Written request: Go through the listing and copy each line with the string "React".
━━ Source data ━━
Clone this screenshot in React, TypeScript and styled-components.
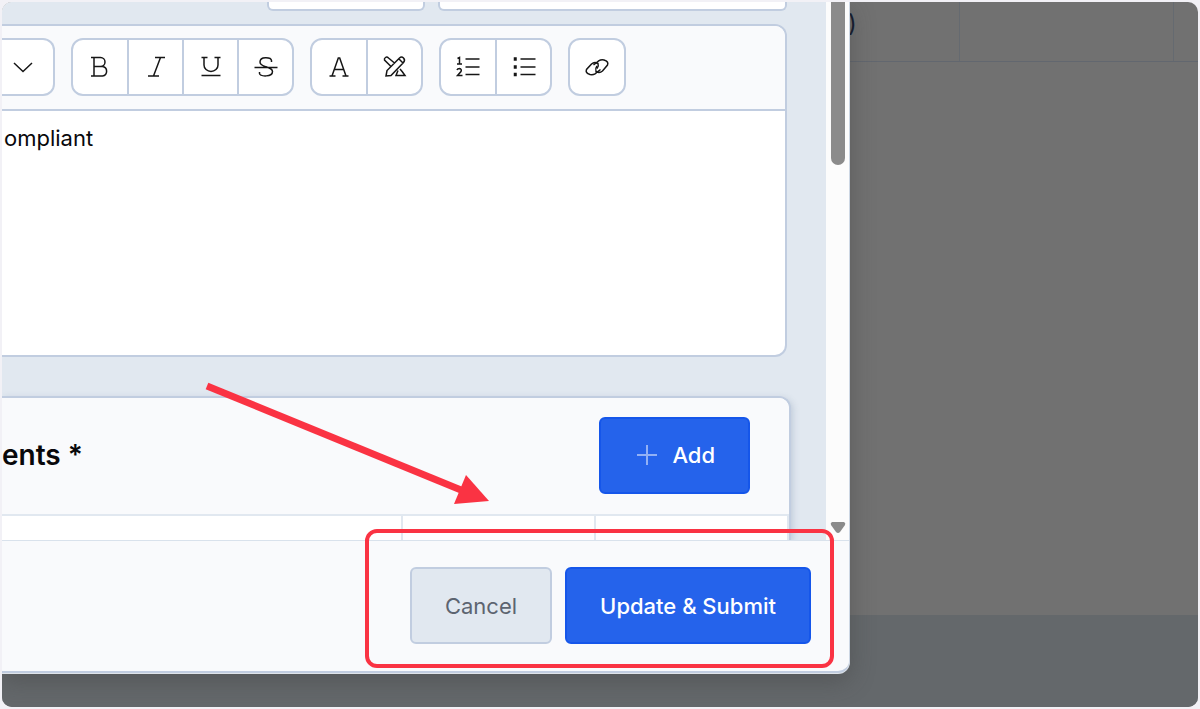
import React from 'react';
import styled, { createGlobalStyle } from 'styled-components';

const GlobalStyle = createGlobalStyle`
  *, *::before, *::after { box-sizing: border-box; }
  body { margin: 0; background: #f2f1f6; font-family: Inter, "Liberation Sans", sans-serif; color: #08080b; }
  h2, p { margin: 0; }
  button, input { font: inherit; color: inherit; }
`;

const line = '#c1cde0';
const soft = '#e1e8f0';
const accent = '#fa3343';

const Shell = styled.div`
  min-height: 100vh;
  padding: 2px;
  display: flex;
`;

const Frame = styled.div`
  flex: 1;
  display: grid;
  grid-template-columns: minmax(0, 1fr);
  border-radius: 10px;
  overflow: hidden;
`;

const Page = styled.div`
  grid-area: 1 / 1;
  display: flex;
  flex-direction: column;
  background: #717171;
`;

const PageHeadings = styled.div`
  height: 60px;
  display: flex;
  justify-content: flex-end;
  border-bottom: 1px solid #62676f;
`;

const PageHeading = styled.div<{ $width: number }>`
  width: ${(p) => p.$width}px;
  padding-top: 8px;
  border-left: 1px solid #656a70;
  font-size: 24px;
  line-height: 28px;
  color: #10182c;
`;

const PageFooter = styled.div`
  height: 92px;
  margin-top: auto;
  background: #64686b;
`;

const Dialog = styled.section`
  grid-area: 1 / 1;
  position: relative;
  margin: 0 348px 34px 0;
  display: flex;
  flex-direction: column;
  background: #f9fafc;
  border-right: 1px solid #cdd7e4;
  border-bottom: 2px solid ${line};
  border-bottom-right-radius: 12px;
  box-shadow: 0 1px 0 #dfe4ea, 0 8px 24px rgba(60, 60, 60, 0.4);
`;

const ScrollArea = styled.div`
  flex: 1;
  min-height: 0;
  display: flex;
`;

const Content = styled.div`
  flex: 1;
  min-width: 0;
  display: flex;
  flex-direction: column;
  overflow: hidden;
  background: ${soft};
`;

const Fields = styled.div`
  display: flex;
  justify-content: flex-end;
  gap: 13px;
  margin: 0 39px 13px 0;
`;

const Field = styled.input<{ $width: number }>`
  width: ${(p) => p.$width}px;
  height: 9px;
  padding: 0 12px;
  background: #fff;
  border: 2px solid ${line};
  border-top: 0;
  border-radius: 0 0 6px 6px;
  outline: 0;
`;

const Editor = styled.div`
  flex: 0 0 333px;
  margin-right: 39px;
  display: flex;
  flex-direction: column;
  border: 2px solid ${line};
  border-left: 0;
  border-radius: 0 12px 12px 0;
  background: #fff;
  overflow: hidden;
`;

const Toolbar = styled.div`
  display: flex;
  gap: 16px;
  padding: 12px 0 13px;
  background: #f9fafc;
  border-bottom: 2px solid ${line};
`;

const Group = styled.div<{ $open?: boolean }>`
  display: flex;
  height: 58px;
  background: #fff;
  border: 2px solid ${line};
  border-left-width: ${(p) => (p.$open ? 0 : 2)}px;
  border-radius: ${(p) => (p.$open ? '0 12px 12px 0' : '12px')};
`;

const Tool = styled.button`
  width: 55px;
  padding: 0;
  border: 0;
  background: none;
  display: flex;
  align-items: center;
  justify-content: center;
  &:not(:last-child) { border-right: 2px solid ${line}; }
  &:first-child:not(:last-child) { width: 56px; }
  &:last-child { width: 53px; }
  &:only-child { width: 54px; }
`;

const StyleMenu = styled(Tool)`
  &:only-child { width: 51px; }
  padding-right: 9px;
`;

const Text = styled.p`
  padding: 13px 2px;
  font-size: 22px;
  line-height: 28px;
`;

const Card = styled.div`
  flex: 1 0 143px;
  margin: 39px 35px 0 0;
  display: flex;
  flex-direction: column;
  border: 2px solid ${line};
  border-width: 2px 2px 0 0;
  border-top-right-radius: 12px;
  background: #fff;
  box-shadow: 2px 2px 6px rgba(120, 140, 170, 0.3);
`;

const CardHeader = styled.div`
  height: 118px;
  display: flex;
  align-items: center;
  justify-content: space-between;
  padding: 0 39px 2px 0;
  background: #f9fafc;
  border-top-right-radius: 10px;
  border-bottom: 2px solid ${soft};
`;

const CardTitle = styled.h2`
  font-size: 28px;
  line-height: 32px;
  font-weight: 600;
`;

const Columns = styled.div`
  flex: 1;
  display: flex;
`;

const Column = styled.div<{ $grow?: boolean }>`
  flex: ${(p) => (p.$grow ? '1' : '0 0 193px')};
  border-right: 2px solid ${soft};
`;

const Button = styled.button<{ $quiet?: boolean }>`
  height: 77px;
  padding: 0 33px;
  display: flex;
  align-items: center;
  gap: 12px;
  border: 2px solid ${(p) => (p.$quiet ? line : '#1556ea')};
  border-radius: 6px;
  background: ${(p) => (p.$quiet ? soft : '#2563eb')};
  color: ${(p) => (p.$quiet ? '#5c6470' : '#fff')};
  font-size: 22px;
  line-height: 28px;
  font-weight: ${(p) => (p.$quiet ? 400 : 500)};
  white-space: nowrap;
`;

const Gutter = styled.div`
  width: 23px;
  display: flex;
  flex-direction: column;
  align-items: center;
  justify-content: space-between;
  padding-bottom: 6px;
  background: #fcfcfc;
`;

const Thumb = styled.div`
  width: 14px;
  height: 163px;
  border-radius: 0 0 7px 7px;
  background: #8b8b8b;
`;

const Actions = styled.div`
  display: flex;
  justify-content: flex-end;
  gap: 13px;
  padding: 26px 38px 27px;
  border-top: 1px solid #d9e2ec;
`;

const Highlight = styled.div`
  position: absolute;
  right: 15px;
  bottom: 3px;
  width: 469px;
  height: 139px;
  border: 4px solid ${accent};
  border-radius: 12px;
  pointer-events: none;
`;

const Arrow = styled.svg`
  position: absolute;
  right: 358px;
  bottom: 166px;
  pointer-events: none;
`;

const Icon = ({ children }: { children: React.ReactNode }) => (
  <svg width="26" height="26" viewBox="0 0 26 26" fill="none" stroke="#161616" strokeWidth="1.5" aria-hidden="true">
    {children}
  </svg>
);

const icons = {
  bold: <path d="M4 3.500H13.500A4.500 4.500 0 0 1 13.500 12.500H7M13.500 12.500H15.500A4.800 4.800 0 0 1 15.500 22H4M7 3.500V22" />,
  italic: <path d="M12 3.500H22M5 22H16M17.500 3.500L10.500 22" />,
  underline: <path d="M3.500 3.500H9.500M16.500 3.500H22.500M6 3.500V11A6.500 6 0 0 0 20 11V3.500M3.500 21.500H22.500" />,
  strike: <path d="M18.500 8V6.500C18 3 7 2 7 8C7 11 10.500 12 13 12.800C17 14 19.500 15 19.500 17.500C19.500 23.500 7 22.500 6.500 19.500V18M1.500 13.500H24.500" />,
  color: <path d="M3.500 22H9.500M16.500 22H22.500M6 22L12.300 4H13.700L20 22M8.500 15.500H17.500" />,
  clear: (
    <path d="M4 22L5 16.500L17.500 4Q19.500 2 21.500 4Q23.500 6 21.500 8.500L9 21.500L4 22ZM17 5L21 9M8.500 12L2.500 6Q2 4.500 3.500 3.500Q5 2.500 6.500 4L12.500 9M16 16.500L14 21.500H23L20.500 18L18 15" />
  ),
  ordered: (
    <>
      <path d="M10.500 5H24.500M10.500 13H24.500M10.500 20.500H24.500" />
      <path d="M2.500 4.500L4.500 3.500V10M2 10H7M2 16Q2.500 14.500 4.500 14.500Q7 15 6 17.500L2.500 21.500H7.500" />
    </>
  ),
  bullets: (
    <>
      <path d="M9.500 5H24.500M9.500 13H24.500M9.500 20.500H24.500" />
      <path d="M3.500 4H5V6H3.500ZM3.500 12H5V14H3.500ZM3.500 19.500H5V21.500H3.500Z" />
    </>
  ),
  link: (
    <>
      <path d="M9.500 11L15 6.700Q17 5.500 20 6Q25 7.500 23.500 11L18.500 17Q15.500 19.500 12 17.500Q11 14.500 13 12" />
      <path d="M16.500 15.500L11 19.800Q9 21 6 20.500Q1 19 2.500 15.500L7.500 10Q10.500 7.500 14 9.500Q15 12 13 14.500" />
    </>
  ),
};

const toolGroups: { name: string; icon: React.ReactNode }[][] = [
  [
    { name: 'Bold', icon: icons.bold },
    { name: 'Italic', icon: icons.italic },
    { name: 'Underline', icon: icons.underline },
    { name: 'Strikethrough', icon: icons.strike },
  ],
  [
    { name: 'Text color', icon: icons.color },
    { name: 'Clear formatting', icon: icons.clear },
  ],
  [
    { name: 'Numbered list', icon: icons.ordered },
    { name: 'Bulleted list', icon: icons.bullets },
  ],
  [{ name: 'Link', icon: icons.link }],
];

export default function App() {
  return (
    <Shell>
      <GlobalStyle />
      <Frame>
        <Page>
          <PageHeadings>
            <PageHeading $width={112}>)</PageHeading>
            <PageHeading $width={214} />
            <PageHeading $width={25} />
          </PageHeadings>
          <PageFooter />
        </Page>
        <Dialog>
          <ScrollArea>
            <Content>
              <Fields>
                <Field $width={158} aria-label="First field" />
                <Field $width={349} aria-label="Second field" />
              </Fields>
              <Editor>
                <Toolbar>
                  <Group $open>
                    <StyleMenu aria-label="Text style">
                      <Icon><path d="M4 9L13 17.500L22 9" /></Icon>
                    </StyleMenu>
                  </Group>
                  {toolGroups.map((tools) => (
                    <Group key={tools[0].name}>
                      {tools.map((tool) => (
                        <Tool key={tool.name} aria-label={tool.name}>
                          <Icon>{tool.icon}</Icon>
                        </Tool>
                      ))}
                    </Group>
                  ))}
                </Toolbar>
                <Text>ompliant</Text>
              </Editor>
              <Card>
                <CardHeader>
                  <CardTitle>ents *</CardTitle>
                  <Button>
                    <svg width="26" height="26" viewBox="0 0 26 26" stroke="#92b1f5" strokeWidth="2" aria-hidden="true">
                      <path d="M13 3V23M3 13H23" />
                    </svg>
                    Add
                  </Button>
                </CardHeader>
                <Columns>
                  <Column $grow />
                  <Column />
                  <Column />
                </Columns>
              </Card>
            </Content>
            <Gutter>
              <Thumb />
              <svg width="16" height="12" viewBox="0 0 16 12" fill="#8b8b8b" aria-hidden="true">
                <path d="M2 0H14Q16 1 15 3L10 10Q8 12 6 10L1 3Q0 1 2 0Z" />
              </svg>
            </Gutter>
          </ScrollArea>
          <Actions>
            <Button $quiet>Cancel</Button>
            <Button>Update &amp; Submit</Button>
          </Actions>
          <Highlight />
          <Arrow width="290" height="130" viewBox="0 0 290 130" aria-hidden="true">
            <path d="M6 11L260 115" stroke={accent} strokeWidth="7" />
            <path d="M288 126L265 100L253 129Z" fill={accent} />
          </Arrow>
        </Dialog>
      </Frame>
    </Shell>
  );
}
━━━
Solution below:
Clone this screenshot in React, TypeScript and styled-components.
import React from 'react';
const Icon = ({ children }: { children: React.ReactNode }) => (
const toolGroups: { name: string; icon: React.ReactNode }[][] = [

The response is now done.